A fórmula, em todo caso, é um mistério. Ou, como dizia um livro de receitas de 1900,
é realmente o 'segredo mais bem guardado do mundo', conhecido apenas por sete pessoas, todas membros da família Siegert. Esse famoso produto, usado em todas as nações civilizadas, é um dos fundamentos para uma boa vida".
Do drinque à salada
Um fundamento que conseguiu tal status meio que sem querer. Charles Baker Jr., em "The Gentleman's Companion" (1939), lembra que a bebida foi criada, afinal de contas, por um médico. Servia como "um tônico simples para evitar febres, miasmas e uma variedade de males", escreveu. "Mas o destino decretou que o bitters inventados para a saúde não deveriam ser apenas estimulantes de apetites cansados, mas um ingrediente inestimável em todo tipo de coquetéis."

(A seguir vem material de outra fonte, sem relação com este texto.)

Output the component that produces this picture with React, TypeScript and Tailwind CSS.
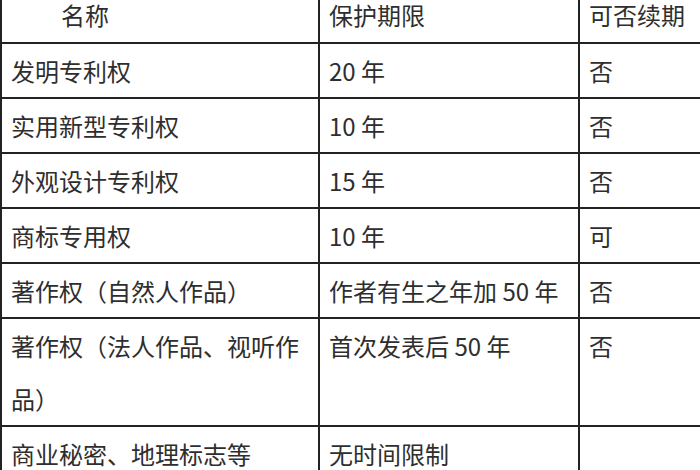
const rows: { name: string; term: string; renew: string }[] = [
  { name: "发明专利权", term: "20 年", renew: "否" },
  { name: "实用新型专利权", term: "10 年", renew: "否" },
  { name: "外观设计专利权", term: "15 年", renew: "否" },
  { name: "商标专用权", term: "10 年", renew: "可" },
  { name: "著作权（自然人作品）", term: "作者有生之年加 50 年", renew: "否" },
  { name: "著作权（法人作品、视听作品）", term: "首次发表后 50 年", renew: "否" },
  { name: "商业秘密、地理标志等", term: "无时间限制", renew: "" },
];

const base = "border-r-2 border-b-2 border-[#222] pl-[9px] pr-[10px]";
const cell = `${base} leading-[53px]`;
const head = `${base} pb-[12px] leading-[30px]`;

export default function App() {
  return (
    <div
      className="h-[470px] w-[700px] overflow-hidden bg-white text-[24px] text-[#2e2e2e]"
      style={{ fontFamily: '"Noto Sans CJK SC", "Noto Sans", sans-serif' }}
    >
      <div className="grid w-[780px] grid-cols-[318px_260px_202px] border-l-2 border-[#222]">
        <div className={`${head} pl-[59px]`}>名称</div>
        <div className={head}>保护期限</div>
        <div className={head}>可否续期</div>
        {rows.map((r) => (
          <div key={r.name} className="contents">
            <div className={cell}>{r.name}</div>
            <div className={cell}>{r.term}</div>
            <div className={cell}>{r.renew}</div>
          </div>
        ))}
      </div>
    </div>
  );
}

Assim, a angostura se tornou um coringa da coquetelaria clássica. O site oficial lista 32 receitas. Já o especializado "Difford's Guide" tem mais de 500 drinques que levam angostura.
É tanta versatilidade que nem a Lei Seca americana (1920-33) foi um empecilho. A Casa Angostura publicou, poucos meses após o fim da proibição, um livro que mostra como era a vida na cozinha naquele tempo (pelo menos dentro das margens da lei).
"Angostura - Famous for Foods" tem dezenas de receitas de sobremesas, bolos, carnes, massas, peixes, molhos, sopas e aperitivos em geral. Algumas delas chanceladas por chefs de hotéis como Ritz-Carlton de Boston, Waldorf-Astoria de Nova York e o Nacional, da Havana pré-Revolução Cubana.
"Adicionar angostura deu um novo tempero às minhas saladas", declarou uma leitora do guia. Então, se pintar dúvida de qual drinque preparar no seu bar, uma saladinha pode vir a calhar.